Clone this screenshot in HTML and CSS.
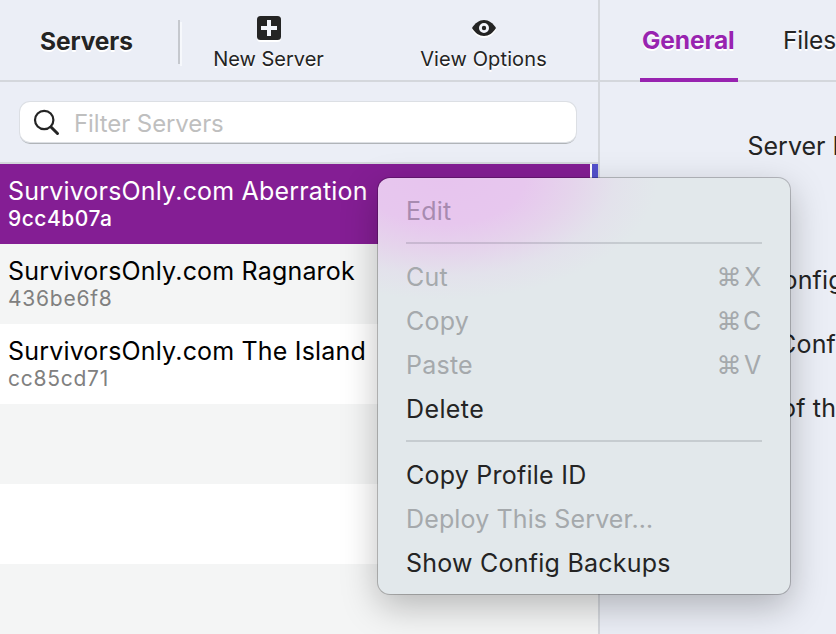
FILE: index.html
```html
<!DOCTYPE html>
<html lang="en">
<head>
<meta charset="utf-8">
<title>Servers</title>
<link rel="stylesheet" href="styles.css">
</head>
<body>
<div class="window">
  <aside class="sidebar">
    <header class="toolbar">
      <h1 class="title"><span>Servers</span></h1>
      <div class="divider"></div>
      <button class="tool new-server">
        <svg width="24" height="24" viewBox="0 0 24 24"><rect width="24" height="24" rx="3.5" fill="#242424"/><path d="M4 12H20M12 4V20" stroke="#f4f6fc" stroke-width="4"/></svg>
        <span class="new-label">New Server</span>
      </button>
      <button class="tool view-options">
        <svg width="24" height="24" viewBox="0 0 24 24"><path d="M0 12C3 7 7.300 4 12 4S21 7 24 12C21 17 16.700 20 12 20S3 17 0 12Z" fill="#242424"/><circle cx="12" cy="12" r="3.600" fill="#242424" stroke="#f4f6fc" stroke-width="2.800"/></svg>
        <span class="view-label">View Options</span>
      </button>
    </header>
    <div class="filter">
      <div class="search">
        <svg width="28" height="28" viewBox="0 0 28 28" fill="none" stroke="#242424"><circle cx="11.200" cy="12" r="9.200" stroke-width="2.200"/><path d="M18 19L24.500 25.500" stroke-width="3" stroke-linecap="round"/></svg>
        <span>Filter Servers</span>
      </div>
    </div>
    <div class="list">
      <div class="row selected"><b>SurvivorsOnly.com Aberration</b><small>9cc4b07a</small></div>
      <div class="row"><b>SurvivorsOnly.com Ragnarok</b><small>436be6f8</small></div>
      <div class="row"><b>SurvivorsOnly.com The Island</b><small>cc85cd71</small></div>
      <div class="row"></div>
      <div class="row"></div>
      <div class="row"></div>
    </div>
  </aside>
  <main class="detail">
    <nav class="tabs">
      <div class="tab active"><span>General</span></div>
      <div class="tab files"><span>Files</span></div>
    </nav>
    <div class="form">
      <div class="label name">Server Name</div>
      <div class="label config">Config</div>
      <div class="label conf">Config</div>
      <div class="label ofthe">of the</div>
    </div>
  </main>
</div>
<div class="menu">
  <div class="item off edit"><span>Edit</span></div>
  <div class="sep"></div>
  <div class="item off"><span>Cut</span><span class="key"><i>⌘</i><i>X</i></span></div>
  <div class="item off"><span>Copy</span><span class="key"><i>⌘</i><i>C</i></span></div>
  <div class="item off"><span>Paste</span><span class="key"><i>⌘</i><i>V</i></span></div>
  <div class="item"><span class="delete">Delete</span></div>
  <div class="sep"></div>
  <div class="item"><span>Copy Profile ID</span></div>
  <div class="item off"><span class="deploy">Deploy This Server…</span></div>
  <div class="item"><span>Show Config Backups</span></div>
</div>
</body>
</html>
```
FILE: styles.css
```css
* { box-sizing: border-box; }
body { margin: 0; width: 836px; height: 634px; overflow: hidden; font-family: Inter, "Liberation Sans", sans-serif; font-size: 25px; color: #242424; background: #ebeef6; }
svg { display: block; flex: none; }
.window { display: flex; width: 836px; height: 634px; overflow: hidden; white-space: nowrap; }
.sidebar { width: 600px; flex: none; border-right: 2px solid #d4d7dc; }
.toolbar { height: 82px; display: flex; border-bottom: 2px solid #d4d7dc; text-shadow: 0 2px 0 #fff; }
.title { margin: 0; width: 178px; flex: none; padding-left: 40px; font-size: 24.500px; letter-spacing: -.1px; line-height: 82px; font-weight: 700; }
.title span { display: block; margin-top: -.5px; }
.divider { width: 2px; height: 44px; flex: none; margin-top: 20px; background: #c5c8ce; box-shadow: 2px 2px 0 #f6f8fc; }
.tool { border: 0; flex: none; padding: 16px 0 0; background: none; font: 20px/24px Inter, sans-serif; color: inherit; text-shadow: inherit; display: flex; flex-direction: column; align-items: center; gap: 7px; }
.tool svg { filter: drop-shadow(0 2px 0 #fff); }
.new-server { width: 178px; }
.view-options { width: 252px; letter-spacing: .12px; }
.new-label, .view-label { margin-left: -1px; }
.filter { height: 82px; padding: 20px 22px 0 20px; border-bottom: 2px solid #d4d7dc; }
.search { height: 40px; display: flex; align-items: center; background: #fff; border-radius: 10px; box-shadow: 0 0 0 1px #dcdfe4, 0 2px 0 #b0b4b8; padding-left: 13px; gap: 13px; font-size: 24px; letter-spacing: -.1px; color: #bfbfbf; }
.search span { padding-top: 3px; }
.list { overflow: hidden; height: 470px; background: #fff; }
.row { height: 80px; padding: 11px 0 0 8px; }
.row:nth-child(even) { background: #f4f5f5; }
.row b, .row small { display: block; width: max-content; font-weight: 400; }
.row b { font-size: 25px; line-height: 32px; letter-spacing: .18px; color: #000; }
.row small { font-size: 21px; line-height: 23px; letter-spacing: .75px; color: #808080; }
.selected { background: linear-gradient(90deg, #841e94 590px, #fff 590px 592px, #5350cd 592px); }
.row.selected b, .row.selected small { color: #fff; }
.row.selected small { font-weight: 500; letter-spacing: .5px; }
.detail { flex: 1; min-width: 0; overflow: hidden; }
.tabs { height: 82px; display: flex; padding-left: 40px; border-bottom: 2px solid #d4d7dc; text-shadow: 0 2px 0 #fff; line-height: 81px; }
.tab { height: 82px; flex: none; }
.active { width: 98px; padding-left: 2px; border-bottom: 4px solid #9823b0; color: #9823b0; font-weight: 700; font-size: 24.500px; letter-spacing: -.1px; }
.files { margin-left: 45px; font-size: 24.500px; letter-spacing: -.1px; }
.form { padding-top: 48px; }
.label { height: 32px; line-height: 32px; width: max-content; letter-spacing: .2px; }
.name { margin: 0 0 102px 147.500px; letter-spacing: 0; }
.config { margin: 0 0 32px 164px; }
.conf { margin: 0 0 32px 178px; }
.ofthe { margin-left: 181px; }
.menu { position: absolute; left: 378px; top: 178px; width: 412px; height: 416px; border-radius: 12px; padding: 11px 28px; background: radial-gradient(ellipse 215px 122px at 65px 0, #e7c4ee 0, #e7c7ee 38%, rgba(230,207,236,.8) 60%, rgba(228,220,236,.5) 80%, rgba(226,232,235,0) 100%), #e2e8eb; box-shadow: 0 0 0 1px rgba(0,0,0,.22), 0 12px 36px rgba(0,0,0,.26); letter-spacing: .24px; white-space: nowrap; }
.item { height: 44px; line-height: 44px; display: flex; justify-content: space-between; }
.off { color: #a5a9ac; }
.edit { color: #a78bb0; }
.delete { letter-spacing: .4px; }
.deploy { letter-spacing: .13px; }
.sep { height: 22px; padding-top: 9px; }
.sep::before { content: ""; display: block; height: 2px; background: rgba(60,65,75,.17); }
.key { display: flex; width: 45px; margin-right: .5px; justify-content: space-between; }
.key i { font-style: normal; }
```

▶ [WHAT YOU WILL DO]
From the material above, copy everything exactly but the pictures.

▶ [RESULT OF THIS TASK]
Clone this screenshot in HTML and CSS.
FILE: index.html
```html
<!DOCTYPE html>
<html lang="en">
<head>
<meta charset="utf-8">
<title>Servers</title>
<link rel="stylesheet" href="styles.css">
</head>
<body>
<div class="window">
  <aside class="sidebar">
    <header class="toolbar">
      <h1 class="title"><span>Servers</span></h1>
      <div class="divider"></div>
      <button class="tool new-server">
        <svg width="24" height="24" viewBox="0 0 24 24"><rect width="24" height="24" rx="3.5" fill="#242424"/><path d="M4 12H20M12 4V20" stroke="#f4f6fc" stroke-width="4"/></svg>
        <span class="new-label">New Server</span>
      </button>
      <button class="tool view-options">
        <svg width="24" height="24" viewBox="0 0 24 24"><path d="M0 12C3 7 7.300 4 12 4S21 7 24 12C21 17 16.700 20 12 20S3 17 0 12Z" fill="#242424"/><circle cx="12" cy="12" r="3.600" fill="#242424" stroke="#f4f6fc" stroke-width="2.800"/></svg>
        <span class="view-label">View Options</span>
      </button>
    </header>
    <div class="filter">
      <div class="search">
        <svg width="28" height="28" viewBox="0 0 28 28" fill="none" stroke="#242424"><circle cx="11.200" cy="12" r="9.200" stroke-width="2.200"/><path d="M18 19L24.500 25.500" stroke-width="3" stroke-linecap="round"/></svg>
        <span>Filter Servers</span>
      </div>
    </div>
    <div class="list">
      <div class="row selected"><b>SurvivorsOnly.com Aberration</b><small>9cc4b07a</small></div>
      <div class="row"><b>SurvivorsOnly.com Ragnarok</b><small>436be6f8</small></div>
      <div class="row"><b>SurvivorsOnly.com The Island</b><small>cc85cd71</small></div>
      <div class="row"></div>
      <div class="row"></div>
      <div class="row"></div>
    </div>
  </aside>
  <main class="detail">
    <nav class="tabs">
      <div class="tab active"><span>General</span></div>
      <div class="tab files"><span>Files</span></div>
    </nav>
    <div class="form">
      <div class="label name">Server Name</div>
      <div class="label config">Config</div>
      <div class="label conf">Config</div>
      <div class="label ofthe">of the</div>
    </div>
  </main>
</div>
<div class="menu">
  <div class="item off edit"><span>Edit</span></div>
  <div class="sep"></div>
  <div class="item off"><span>Cut</span><span class="key"><i>⌘</i><i>X</i></span></div>
  <div class="item off"><span>Copy</span><span class="key"><i>⌘</i><i>C</i></span></div>
  <div class="item off"><span>Paste</span><span class="key"><i>⌘</i><i>V</i></span></div>
  <div class="item"><span class="delete">Delete</span></div>
  <div class="sep"></div>
  <div class="item"><span>Copy Profile ID</span></div>
  <div class="item off"><span class="deploy">Deploy This Server…</span></div>
  <div class="item"><span>Show Config Backups</span></div>
</div>
</body>
</html>
```
FILE: styles.css
```css
* { box-sizing: border-box; }
body { margin: 0; width: 836px; height: 634px; overflow: hidden; font-family: Inter, "Liberation Sans", sans-serif; font-size: 25px; color: #242424; background: #ebeef6; }
svg { display: block; flex: none; }
.window { display: flex; width: 836px; height: 634px; overflow: hidden; white-space: nowrap; }
.sidebar { width: 600px; flex: none; border-right: 2px solid #d4d7dc; }
.toolbar { height: 82px; display: flex; border-bottom: 2px solid #d4d7dc; text-shadow: 0 2px 0 #fff; }
.title { margin: 0; width: 178px; flex: none; padding-left: 40px; font-size: 24.500px; letter-spacing: -.1px; line-height: 82px; font-weight: 700; }
.title span { display: block; margin-top: -.5px; }
.divider { width: 2px; height: 44px; flex: none; margin-top: 20px; background: #c5c8ce; box-shadow: 2px 2px 0 #f6f8fc; }
.tool { border: 0; flex: none; padding: 16px 0 0; background: none; font: 20px/24px Inter, sans-serif; color: inherit; text-shadow: inherit; display: flex; flex-direction: column; align-items: center; gap: 7px; }
.tool svg { filter: drop-shadow(0 2px 0 #fff); }
.new-server { width: 178px; }
.view-options { width: 252px; letter-spacing: .12px; }
.new-label, .view-label { margin-left: -1px; }
.filter { height: 82px; padding: 20px 22px 0 20px; border-bottom: 2px solid #d4d7dc; }
.search { height: 40px; display: flex; align-items: center; background: #fff; border-radius: 10px; box-shadow: 0 0 0 1px #dcdfe4, 0 2px 0 #b0b4b8; padding-left: 13px; gap: 13px; font-size: 24px; letter-spacing: -.1px; color: #bfbfbf; }
.search span { padding-top: 3px; }
.list { overflow: hidden; height: 470px; background: #fff; }
.row { height: 80px; padding: 11px 0 0 8px; }
.row:nth-child(even) { background: #f4f5f5; }
.row b, .row small { display: block; width: max-content; font-weight: 400; }
.row b { font-size: 25px; line-height: 32px; letter-spacing: .18px; color: #000; }
.row small { font-size: 21px; line-height: 23px; letter-spacing: .75px; color: #808080; }
.selected { background: linear-gradient(90deg, #841e94 590px, #fff 590px 592px, #5350cd 592px); }
.row.selected b, .row.selected small { color: #fff; }
.row.selected small { font-weight: 500; letter-spacing: .5px; }
.detail { flex: 1; min-width: 0; overflow: hidden; }
.tabs { height: 82px; display: flex; padding-left: 40px; border-bottom: 2px solid #d4d7dc; text-shadow: 0 2px 0 #fff; line-height: 81px; }
.tab { height: 82px; flex: none; }
.active { width: 98px; padding-left: 2px; border-bottom: 4px solid #9823b0; color: #9823b0; font-weight: 700; font-size: 24.500px; letter-spacing: -.1px; }
.files { margin-left: 45px; font-size: 24.500px; letter-spacing: -.1px; }
.form { padding-top: 48px; }
.label { height: 32px; line-height: 32px; width: max-content; letter-spacing: .2px; }
.name { margin: 0 0 102px 147.500px; letter-spacing: 0; }
.config { margin: 0 0 32px 164px; }
.conf { margin: 0 0 32px 178px; }
.ofthe { margin-left: 181px; }
.menu { position: absolute; left: 378px; top: 178px; width: 412px; height: 416px; border-radius: 12px; padding: 11px 28px; background: radial-gradient(ellipse 215px 122px at 65px 0, #e7c4ee 0, #e7c7ee 38%, rgba(230,207,236,.8) 60%, rgba(228,220,236,.5) 80%, rgba(226,232,235,0) 100%), #e2e8eb; box-shadow: 0 0 0 1px rgba(0,0,0,.22), 0 12px 36px rgba(0,0,0,.26); letter-spacing: .24px; white-space: nowrap; }
.item { height: 44px; line-height: 44px; display: flex; justify-content: space-between; }
.off { color: #a5a9ac; }
.edit { color: #a78bb0; }
.delete { letter-spacing: .4px; }
.deploy { letter-spacing: .13px; }
.sep { height: 22px; padding-top: 9px; }
.sep::before { content: ""; display: block; height: 2px; background: rgba(60,65,75,.17); }
.key { display: flex; width: 45px; margin-right: .5px; justify-content: space-between; }
.key i { font-style: normal; }
```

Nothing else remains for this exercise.